◆ Set problem
Emit the data below verbatim, stripping out any pictures.

◆ Source data
○ ○ ○

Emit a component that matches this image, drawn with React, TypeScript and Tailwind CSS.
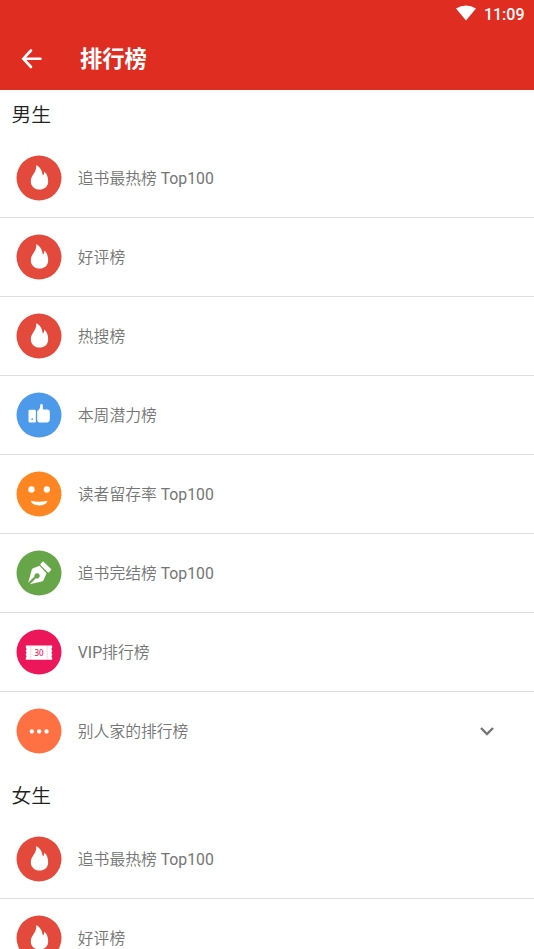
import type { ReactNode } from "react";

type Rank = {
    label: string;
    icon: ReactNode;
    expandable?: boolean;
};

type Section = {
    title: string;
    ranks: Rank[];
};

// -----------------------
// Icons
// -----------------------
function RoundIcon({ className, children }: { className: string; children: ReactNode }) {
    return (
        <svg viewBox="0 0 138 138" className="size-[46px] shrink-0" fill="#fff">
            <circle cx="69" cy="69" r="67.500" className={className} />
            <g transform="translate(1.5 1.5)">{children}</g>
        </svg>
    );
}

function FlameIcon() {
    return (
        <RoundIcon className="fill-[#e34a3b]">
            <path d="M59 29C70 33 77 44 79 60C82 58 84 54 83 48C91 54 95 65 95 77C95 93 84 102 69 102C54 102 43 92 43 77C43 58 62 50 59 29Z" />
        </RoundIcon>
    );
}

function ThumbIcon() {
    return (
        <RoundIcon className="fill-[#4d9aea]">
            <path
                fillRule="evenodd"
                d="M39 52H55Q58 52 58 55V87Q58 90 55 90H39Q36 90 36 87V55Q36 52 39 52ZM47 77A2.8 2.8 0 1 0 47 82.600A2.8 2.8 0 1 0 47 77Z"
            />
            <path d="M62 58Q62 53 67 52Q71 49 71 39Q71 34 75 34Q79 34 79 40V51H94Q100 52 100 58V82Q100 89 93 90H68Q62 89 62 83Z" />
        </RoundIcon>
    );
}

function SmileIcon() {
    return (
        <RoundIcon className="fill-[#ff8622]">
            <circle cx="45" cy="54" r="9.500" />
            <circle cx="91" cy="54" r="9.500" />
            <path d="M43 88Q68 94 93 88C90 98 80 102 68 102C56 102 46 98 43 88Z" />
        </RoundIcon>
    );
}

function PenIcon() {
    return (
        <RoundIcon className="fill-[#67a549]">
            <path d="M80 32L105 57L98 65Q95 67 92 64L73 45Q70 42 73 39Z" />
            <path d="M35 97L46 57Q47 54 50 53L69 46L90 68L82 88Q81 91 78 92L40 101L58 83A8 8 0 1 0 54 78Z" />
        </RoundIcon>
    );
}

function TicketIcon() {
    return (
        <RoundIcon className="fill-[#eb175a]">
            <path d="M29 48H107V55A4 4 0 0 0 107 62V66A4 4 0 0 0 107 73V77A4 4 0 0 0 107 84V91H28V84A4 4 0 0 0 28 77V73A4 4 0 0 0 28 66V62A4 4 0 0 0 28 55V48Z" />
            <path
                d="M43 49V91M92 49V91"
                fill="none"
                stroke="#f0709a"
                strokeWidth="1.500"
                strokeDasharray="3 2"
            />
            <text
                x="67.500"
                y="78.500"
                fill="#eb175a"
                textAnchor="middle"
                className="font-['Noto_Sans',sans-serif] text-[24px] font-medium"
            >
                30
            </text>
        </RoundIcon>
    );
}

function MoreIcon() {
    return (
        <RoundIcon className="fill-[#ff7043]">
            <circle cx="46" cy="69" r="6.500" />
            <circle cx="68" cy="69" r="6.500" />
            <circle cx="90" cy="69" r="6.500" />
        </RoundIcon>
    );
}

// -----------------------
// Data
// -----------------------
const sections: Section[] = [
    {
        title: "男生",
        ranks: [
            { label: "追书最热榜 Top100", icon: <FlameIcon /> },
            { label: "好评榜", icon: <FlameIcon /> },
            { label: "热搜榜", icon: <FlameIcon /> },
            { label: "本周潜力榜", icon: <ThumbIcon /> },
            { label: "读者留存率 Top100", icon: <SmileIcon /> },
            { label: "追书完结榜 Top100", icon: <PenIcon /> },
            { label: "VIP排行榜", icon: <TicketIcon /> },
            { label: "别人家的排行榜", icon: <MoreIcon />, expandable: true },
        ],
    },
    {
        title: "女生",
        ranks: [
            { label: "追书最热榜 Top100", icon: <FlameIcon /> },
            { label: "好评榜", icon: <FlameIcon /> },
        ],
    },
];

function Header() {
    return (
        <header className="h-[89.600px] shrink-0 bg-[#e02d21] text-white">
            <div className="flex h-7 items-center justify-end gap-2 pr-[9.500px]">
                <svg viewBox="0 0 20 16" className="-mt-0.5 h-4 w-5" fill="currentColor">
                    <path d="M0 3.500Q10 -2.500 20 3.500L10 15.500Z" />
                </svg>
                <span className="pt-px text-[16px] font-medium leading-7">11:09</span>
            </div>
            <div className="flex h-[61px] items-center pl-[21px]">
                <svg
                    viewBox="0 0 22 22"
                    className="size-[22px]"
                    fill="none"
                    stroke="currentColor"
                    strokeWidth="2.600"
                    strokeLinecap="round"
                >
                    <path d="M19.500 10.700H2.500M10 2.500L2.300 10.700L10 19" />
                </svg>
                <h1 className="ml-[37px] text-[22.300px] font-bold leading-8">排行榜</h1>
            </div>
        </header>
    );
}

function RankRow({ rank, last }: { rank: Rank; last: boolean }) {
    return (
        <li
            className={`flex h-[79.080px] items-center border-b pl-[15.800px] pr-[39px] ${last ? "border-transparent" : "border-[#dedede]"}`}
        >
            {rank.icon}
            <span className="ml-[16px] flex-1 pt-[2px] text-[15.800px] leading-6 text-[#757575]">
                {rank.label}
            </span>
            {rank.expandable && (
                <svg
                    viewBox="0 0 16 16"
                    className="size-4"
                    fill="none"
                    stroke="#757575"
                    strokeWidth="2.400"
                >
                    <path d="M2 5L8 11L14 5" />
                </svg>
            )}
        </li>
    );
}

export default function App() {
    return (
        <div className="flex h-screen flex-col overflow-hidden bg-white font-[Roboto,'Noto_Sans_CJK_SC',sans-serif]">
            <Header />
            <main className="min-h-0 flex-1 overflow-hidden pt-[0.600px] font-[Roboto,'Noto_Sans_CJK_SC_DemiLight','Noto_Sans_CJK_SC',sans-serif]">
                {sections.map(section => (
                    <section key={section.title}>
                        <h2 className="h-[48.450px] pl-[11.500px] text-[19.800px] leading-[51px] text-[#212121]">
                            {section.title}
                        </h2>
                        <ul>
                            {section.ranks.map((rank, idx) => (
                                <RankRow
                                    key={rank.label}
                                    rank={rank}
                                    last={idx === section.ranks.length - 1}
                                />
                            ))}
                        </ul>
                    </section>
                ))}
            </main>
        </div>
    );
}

○ ○ ○

◆ Task output
Emit a component that matches this image, drawn with React, TypeScript and Tailwind CSS.
import type { ReactNode } from "react";

type Rank = {
    label: string;
    icon: ReactNode;
    expandable?: boolean;
};

type Section = {
    title: string;
    ranks: Rank[];
};

// -----------------------
// Icons
// -----------------------
function RoundIcon({ className, children }: { className: string; children: ReactNode }) {
    return (
        <svg viewBox="0 0 138 138" className="size-[46px] shrink-0" fill="#fff">
            <circle cx="69" cy="69" r="67.500" className={className} />
            <g transform="translate(1.5 1.5)">{children}</g>
        </svg>
    );
}

function FlameIcon() {
    return (
        <RoundIcon className="fill-[#e34a3b]">
            <path d="M59 29C70 33 77 44 79 60C82 58 84 54 83 48C91 54 95 65 95 77C95 93 84 102 69 102C54 102 43 92 43 77C43 58 62 50 59 29Z" />
        </RoundIcon>
    );
}

function ThumbIcon() {
    return (
        <RoundIcon className="fill-[#4d9aea]">
            <path
                fillRule="evenodd"
                d="M39 52H55Q58 52 58 55V87Q58 90 55 90H39Q36 90 36 87V55Q36 52 39 52ZM47 77A2.8 2.8 0 1 0 47 82.600A2.8 2.8 0 1 0 47 77Z"
            />
            <path d="M62 58Q62 53 67 52Q71 49 71 39Q71 34 75 34Q79 34 79 40V51H94Q100 52 100 58V82Q100 89 93 90H68Q62 89 62 83Z" />
        </RoundIcon>
    );
}

function SmileIcon() {
    return (
        <RoundIcon className="fill-[#ff8622]">
            <circle cx="45" cy="54" r="9.500" />
            <circle cx="91" cy="54" r="9.500" />
            <path d="M43 88Q68 94 93 88C90 98 80 102 68 102C56 102 46 98 43 88Z" />
        </RoundIcon>
    );
}

function PenIcon() {
    return (
        <RoundIcon className="fill-[#67a549]">
            <path d="M80 32L105 57L98 65Q95 67 92 64L73 45Q70 42 73 39Z" />
            <path d="M35 97L46 57Q47 54 50 53L69 46L90 68L82 88Q81 91 78 92L40 101L58 83A8 8 0 1 0 54 78Z" />
        </RoundIcon>
    );
}

function TicketIcon() {
    return (
        <RoundIcon className="fill-[#eb175a]">
            <path d="M29 48H107V55A4 4 0 0 0 107 62V66A4 4 0 0 0 107 73V77A4 4 0 0 0 107 84V91H28V84A4 4 0 0 0 28 77V73A4 4 0 0 0 28 66V62A4 4 0 0 0 28 55V48Z" />
            <path
                d="M43 49V91M92 49V91"
                fill="none"
                stroke="#f0709a"
                strokeWidth="1.500"
                strokeDasharray="3 2"
            />
            <text
                x="67.500"
                y="78.500"
                fill="#eb175a"
                textAnchor="middle"
                className="font-['Noto_Sans',sans-serif] text-[24px] font-medium"
            >
                30
            </text>
        </RoundIcon>
    );
}

function MoreIcon() {
    return (
        <RoundIcon className="fill-[#ff7043]">
            <circle cx="46" cy="69" r="6.500" />
            <circle cx="68" cy="69" r="6.500" />
            <circle cx="90" cy="69" r="6.500" />
        </RoundIcon>
    );
}

// -----------------------
// Data
// -----------------------
const sections: Section[] = [
    {
        title: "男生",
        ranks: [
            { label: "追书最热榜 Top100", icon: <FlameIcon /> },
            { label: "好评榜", icon: <FlameIcon /> },
            { label: "热搜榜", icon: <FlameIcon /> },
            { label: "本周潜力榜", icon: <ThumbIcon /> },
            { label: "读者留存率 Top100", icon: <SmileIcon /> },
            { label: "追书完结榜 Top100", icon: <PenIcon /> },
            { label: "VIP排行榜", icon: <TicketIcon /> },
            { label: "别人家的排行榜", icon: <MoreIcon />, expandable: true },
        ],
    },
    {
        title: "女生",
        ranks: [
            { label: "追书最热榜 Top100", icon: <FlameIcon /> },
            { label: "好评榜", icon: <FlameIcon /> },
        ],
    },
];

function Header() {
    return (
        <header className="h-[89.600px] shrink-0 bg-[#e02d21] text-white">
            <div className="flex h-7 items-center justify-end gap-2 pr-[9.500px]">
                <svg viewBox="0 0 20 16" className="-mt-0.5 h-4 w-5" fill="currentColor">
                    <path d="M0 3.500Q10 -2.500 20 3.500L10 15.500Z" />
                </svg>
                <span className="pt-px text-[16px] font-medium leading-7">11:09</span>
            </div>
            <div className="flex h-[61px] items-center pl-[21px]">
                <svg
                    viewBox="0 0 22 22"
                    className="size-[22px]"
                    fill="none"
                    stroke="currentColor"
                    strokeWidth="2.600"
                    strokeLinecap="round"
                >
                    <path d="M19.500 10.700H2.500M10 2.500L2.300 10.700L10 19" />
                </svg>
                <h1 className="ml-[37px] text-[22.300px] font-bold leading-8">排行榜</h1>
            </div>
        </header>
    );
}

function RankRow({ rank, last }: { rank: Rank; last: boolean }) {
    return (
        <li
            className={`flex h-[79.080px] items-center border-b pl-[15.800px] pr-[39px] ${last ? "border-transparent" : "border-[#dedede]"}`}
        >
            {rank.icon}
            <span className="ml-[16px] flex-1 pt-[2px] text-[15.800px] leading-6 text-[#757575]">
                {rank.label}
            </span>
            {rank.expandable && (
                <svg
                    viewBox="0 0 16 16"
                    className="size-4"
                    fill="none"
                    stroke="#757575"
                    strokeWidth="2.400"
                >
                    <path d="M2 5L8 11L14 5" />
                </svg>
            )}
        </li>
    );
}

export default function App() {
    return (
        <div className="flex h-screen flex-col overflow-hidden bg-white font-[Roboto,'Noto_Sans_CJK_SC',sans-serif]">
            <Header />
            <main className="min-h-0 flex-1 overflow-hidden pt-[0.600px] font-[Roboto,'Noto_Sans_CJK_SC_DemiLight','Noto_Sans_CJK_SC',sans-serif]">
                {sections.map(section => (
                    <section key={section.title}>
                        <h2 className="h-[48.450px] pl-[11.500px] text-[19.800px] leading-[51px] text-[#212121]">
                            {section.title}
                        </h2>
                        <ul>
                            {section.ranks.map((rank, idx) => (
                                <RankRow
                                    key={rank.label}
                                    rank={rank}
                                    last={idx === section.ranks.length - 1}
                                />
                            ))}
                        </ul>
                    </section>
                ))}
            </main>
        </div>
    );
}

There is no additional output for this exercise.